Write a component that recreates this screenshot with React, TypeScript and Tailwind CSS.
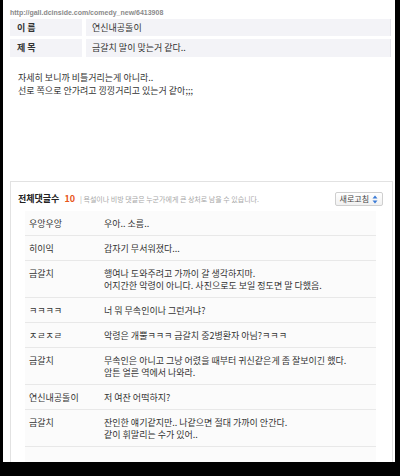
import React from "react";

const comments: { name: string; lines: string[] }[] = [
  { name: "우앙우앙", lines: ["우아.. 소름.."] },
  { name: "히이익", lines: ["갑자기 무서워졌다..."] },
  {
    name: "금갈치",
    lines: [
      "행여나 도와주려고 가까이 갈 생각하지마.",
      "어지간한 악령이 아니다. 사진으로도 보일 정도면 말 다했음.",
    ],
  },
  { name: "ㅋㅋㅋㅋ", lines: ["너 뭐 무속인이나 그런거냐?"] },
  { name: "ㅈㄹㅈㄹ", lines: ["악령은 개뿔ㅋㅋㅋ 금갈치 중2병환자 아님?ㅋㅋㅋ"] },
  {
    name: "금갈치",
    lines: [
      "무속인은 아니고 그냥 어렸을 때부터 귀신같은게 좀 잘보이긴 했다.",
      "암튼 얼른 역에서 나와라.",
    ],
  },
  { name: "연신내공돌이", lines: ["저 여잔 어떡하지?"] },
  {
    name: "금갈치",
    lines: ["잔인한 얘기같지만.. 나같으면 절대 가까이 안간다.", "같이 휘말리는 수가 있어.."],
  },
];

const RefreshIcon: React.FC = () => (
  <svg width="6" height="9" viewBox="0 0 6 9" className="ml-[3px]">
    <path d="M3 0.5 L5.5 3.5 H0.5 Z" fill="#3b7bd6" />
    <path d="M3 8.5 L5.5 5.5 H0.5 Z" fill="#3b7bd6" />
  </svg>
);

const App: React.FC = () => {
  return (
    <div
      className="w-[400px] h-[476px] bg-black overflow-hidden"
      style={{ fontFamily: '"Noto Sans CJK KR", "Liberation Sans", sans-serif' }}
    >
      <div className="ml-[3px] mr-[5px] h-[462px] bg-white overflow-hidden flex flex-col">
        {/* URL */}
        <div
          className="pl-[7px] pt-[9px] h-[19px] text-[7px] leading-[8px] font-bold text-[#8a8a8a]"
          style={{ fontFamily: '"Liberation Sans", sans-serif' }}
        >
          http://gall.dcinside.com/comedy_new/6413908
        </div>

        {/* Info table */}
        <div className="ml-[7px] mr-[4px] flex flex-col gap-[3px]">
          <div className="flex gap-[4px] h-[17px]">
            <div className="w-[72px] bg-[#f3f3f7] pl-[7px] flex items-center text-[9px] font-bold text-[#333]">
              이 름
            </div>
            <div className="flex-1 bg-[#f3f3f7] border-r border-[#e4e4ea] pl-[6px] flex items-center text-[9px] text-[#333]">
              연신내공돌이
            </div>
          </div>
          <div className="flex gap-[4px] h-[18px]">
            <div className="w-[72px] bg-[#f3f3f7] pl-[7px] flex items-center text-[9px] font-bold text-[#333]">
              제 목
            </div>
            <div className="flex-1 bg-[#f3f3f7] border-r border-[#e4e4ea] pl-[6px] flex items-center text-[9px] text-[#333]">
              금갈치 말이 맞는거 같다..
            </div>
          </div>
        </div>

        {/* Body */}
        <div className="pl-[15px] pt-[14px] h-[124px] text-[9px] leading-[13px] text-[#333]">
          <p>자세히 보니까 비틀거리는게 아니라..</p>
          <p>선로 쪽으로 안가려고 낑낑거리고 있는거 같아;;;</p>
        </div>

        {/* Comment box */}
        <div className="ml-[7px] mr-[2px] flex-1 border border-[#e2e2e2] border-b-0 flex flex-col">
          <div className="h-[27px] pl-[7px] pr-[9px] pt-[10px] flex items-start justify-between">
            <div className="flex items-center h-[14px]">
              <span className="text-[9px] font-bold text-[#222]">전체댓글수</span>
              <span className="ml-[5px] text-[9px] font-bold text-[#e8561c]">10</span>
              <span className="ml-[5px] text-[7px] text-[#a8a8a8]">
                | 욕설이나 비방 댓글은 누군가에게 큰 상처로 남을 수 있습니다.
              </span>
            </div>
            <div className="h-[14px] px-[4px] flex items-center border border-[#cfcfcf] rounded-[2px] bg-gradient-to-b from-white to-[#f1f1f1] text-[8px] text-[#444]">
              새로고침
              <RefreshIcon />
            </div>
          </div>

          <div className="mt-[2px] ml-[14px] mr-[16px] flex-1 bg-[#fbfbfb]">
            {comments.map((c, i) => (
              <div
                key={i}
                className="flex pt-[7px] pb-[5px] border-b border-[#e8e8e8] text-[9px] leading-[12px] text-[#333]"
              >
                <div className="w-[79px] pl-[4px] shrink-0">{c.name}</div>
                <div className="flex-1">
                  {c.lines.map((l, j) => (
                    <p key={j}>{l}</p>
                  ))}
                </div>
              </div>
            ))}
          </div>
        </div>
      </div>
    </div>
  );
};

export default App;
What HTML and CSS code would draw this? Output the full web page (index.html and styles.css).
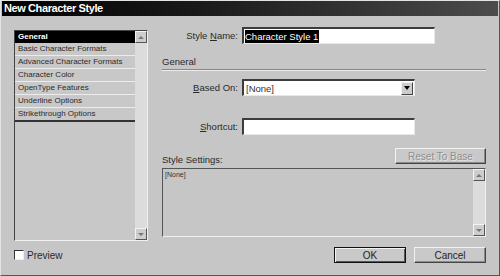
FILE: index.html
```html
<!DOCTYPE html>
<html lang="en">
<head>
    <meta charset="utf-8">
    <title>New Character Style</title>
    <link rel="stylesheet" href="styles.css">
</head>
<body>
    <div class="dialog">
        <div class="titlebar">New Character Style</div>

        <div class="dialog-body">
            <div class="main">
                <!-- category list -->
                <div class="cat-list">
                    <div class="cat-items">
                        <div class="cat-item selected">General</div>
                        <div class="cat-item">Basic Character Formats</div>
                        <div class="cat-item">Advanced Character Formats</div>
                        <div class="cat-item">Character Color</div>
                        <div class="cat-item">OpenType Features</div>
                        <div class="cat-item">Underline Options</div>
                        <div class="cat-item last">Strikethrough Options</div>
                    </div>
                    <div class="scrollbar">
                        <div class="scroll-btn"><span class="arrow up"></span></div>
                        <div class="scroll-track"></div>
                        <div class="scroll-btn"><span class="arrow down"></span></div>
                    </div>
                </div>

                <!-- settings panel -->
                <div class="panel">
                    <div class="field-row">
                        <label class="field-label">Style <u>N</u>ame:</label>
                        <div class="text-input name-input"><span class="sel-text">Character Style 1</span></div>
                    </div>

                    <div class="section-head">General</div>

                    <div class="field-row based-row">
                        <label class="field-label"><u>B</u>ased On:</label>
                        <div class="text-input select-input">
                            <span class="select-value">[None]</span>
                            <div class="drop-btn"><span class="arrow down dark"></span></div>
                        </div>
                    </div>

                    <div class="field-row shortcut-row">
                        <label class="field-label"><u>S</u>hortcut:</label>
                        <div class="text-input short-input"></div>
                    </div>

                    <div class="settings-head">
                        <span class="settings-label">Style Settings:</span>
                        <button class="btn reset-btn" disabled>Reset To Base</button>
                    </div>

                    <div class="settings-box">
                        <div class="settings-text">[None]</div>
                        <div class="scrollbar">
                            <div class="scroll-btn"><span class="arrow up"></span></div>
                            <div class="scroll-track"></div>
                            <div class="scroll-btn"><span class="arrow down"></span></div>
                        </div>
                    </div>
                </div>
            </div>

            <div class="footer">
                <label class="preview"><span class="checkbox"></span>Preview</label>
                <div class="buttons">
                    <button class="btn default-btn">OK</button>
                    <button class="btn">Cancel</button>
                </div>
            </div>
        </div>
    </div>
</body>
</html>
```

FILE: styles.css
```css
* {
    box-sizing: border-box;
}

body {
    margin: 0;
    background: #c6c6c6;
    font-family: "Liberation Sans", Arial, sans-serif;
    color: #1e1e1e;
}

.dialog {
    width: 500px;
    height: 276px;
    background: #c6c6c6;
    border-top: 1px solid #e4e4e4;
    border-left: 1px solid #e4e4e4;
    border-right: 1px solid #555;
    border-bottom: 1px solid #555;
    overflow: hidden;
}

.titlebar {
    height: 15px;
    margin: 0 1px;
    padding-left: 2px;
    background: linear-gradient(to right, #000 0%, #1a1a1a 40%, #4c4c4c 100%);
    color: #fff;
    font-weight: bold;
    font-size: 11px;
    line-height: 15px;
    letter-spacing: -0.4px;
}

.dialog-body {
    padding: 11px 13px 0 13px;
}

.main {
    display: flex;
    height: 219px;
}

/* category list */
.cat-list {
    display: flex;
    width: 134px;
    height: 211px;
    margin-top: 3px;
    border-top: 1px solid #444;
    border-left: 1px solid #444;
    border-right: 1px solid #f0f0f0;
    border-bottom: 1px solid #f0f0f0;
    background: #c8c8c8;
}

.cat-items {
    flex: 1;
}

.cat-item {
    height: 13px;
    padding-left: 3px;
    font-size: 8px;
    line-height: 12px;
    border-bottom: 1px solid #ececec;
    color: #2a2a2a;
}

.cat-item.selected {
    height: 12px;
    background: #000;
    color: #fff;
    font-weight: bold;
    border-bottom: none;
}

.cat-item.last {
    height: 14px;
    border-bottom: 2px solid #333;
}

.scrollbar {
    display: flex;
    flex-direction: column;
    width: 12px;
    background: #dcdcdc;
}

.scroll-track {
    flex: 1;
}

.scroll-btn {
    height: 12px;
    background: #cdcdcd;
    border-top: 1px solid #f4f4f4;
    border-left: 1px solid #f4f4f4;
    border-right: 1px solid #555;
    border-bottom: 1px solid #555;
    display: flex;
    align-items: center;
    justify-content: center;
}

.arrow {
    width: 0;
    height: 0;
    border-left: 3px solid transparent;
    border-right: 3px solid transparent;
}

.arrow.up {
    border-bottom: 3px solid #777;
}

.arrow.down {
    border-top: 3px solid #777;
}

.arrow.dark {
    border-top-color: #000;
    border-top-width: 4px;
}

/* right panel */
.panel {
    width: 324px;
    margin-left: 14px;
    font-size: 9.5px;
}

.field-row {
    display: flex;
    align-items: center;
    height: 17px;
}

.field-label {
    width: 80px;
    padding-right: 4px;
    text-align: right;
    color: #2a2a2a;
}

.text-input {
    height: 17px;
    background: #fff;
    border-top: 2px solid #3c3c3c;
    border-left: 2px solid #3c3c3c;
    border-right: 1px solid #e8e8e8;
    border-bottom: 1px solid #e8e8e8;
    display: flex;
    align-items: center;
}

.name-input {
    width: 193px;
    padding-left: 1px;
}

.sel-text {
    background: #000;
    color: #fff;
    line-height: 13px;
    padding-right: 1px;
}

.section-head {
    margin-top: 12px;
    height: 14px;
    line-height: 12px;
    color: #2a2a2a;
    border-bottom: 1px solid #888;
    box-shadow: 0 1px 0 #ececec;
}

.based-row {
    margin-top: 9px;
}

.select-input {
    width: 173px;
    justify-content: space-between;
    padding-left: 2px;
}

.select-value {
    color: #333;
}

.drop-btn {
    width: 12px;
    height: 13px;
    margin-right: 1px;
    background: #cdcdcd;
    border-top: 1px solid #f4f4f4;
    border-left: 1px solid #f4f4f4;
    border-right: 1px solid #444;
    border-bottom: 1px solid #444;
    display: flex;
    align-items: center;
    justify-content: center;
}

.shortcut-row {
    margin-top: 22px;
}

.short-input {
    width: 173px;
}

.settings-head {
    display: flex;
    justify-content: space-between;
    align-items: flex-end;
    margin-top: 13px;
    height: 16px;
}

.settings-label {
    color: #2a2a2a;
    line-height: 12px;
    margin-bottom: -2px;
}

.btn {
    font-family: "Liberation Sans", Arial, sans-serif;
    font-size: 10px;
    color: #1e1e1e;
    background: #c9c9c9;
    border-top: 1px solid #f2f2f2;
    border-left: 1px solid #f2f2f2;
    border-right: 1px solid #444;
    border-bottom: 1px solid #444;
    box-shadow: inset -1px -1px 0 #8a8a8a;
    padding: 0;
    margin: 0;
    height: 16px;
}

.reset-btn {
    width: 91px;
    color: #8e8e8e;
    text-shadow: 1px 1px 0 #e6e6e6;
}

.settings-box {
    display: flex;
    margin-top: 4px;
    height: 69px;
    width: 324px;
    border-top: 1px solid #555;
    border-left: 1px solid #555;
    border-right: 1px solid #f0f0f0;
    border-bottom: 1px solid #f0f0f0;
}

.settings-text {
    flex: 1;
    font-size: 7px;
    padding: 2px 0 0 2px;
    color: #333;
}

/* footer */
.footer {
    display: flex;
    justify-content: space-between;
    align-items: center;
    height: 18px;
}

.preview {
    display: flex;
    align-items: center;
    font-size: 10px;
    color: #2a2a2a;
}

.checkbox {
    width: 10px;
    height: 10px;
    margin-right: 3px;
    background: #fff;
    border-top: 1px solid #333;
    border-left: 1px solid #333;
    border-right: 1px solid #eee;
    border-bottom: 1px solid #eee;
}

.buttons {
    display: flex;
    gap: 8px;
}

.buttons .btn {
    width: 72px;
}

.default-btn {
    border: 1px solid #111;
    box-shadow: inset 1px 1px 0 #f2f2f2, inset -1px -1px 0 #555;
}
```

· · ·

Given instruction: Find out how many lines in the listing contain the string "index". Give the number alone.

Solved exercise: 2